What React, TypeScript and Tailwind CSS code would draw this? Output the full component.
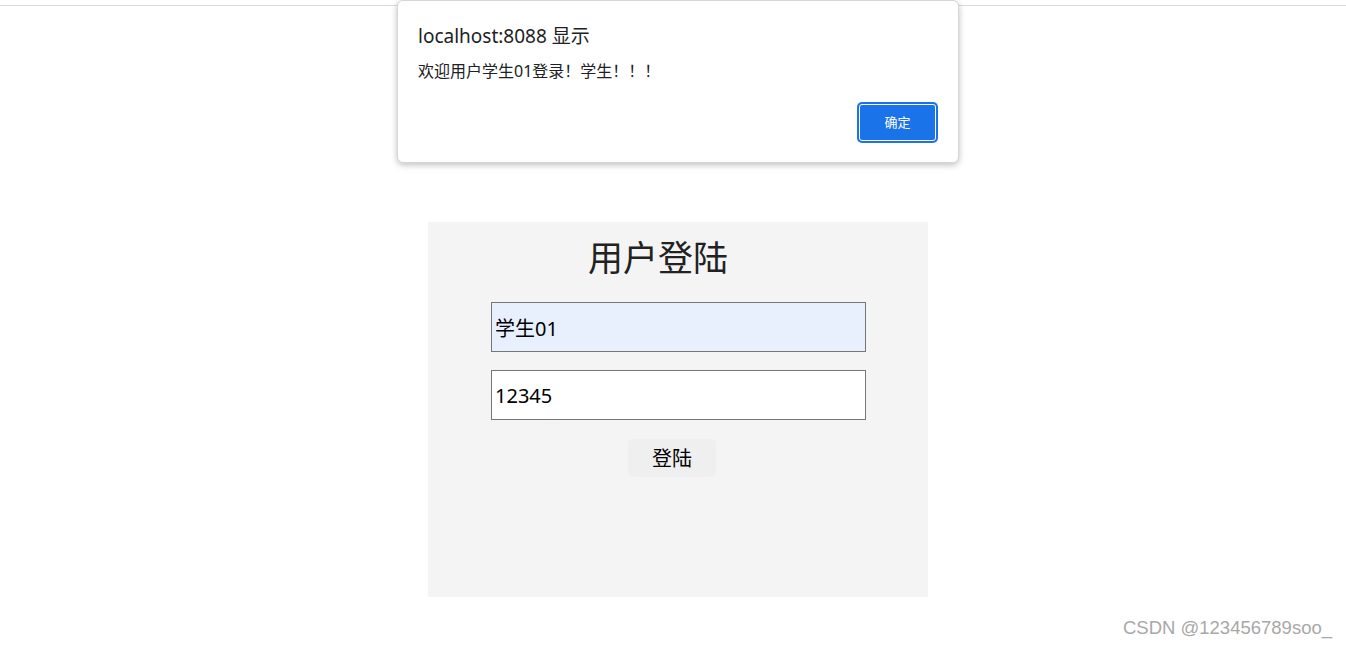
import React from "react";

export default function App() {
  const cjk = { fontFamily: '"Noto Sans", "Noto Sans CJK SC", sans-serif' };
  return (
    <div className="relative w-[1346px] h-[647px] bg-white overflow-hidden" style={cjk}>
      <div className="h-[6px] border-b border-[#dadce0]" />
      <div className="pt-[216px] pl-[428px]">
        <div className="w-[500px] h-[375px] bg-[#f4f4f4] flex flex-col items-center">
          <h1 className="mt-[12px] mr-[40px] text-[35px] leading-[48px] text-[#222]">用户登陆</h1>
          <input
            className="mt-[20px] ml-[1px] w-[375px] h-[50px] bg-[#e8f0fe] border border-[#767676] px-[3px] text-[20px] text-black outline-none"
            defaultValue="学生01"
          />
          <input
            className="mt-[18px] ml-[1px] w-[375px] h-[50px] bg-white border border-[#767676] px-[3px] text-[20px] text-black outline-none"
            defaultValue="12345"
          />
          <button className="mt-[19px] ml-[-12px] w-[88px] h-[38px] pt-[2px] bg-[#efefef] rounded-[5px] text-[20px] text-black">
            登陆
          </button>
        </div>
      </div>

      <div className="absolute left-[397px] top-0 w-[562px] h-[163px] bg-white rounded-[6px] border border-[#d6d6d6] shadow-[0_2px_6px_rgba(0,0,0,0.25)]">
        <div className="pl-[20px] pt-[22px] text-[19px] leading-[26px] text-[#202124]">localhost:8088 显示</div>
        <div className="pl-[20px] pt-[11px] text-[16px] leading-[22px] text-[#202124]">欢迎用户学生01登录！学生！！！</div>
        <div className="absolute right-[20px] top-[101px] w-[81px] h-[41px] rounded-[5px] bg-[#1a73e8] p-[2px]">
          <div className="w-full h-full rounded-[3px] border border-white flex items-center justify-center text-[13px] text-white">
            确定
          </div>
        </div>
      </div>

      <div
        className="absolute right-[14px] top-[616px] text-[18.5px] leading-[24px] text-[#a8a8a8]"
        style={{ fontFamily: '"Liberation Sans", Arial, sans-serif' }}
      >
        CSDN @123456789soo_
      </div>
    </div>
  );
}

§ **Work to complete**
In your copy, leave out the pictures and reproduce the material above exactly.

§ **Result of the exercise**
What React, TypeScript and Tailwind CSS code would draw this? Output the full component.
import React from "react";

export default function App() {
  const cjk = { fontFamily: '"Noto Sans", "Noto Sans CJK SC", sans-serif' };
  return (
    <div className="relative w-[1346px] h-[647px] bg-white overflow-hidden" style={cjk}>
      <div className="h-[6px] border-b border-[#dadce0]" />
      <div className="pt-[216px] pl-[428px]">
        <div className="w-[500px] h-[375px] bg-[#f4f4f4] flex flex-col items-center">
          <h1 className="mt-[12px] mr-[40px] text-[35px] leading-[48px] text-[#222]">用户登陆</h1>
          <input
            className="mt-[20px] ml-[1px] w-[375px] h-[50px] bg-[#e8f0fe] border border-[#767676] px-[3px] text-[20px] text-black outline-none"
            defaultValue="学生01"
          />
          <input
            className="mt-[18px] ml-[1px] w-[375px] h-[50px] bg-white border border-[#767676] px-[3px] text-[20px] text-black outline-none"
            defaultValue="12345"
          />
          <button className="mt-[19px] ml-[-12px] w-[88px] h-[38px] pt-[2px] bg-[#efefef] rounded-[5px] text-[20px] text-black">
            登陆
          </button>
        </div>
      </div>

      <div className="absolute left-[397px] top-0 w-[562px] h-[163px] bg-white rounded-[6px] border border-[#d6d6d6] shadow-[0_2px_6px_rgba(0,0,0,0.25)]">
        <div className="pl-[20px] pt-[22px] text-[19px] leading-[26px] text-[#202124]">localhost:8088 显示</div>
        <div className="pl-[20px] pt-[11px] text-[16px] leading-[22px] text-[#202124]">欢迎用户学生01登录！学生！！！</div>
        <div className="absolute right-[20px] top-[101px] w-[81px] h-[41px] rounded-[5px] bg-[#1a73e8] p-[2px]">
          <div className="w-full h-full rounded-[3px] border border-white flex items-center justify-center text-[13px] text-white">
            确定
          </div>
        </div>
      </div>

      <div
        className="absolute right-[14px] top-[616px] text-[18.5px] leading-[24px] text-[#a8a8a8]"
        style={{ fontFamily: '"Liberation Sans", Arial, sans-serif' }}
      >
        CSDN @123456789soo_
      </div>
    </div>
  );
}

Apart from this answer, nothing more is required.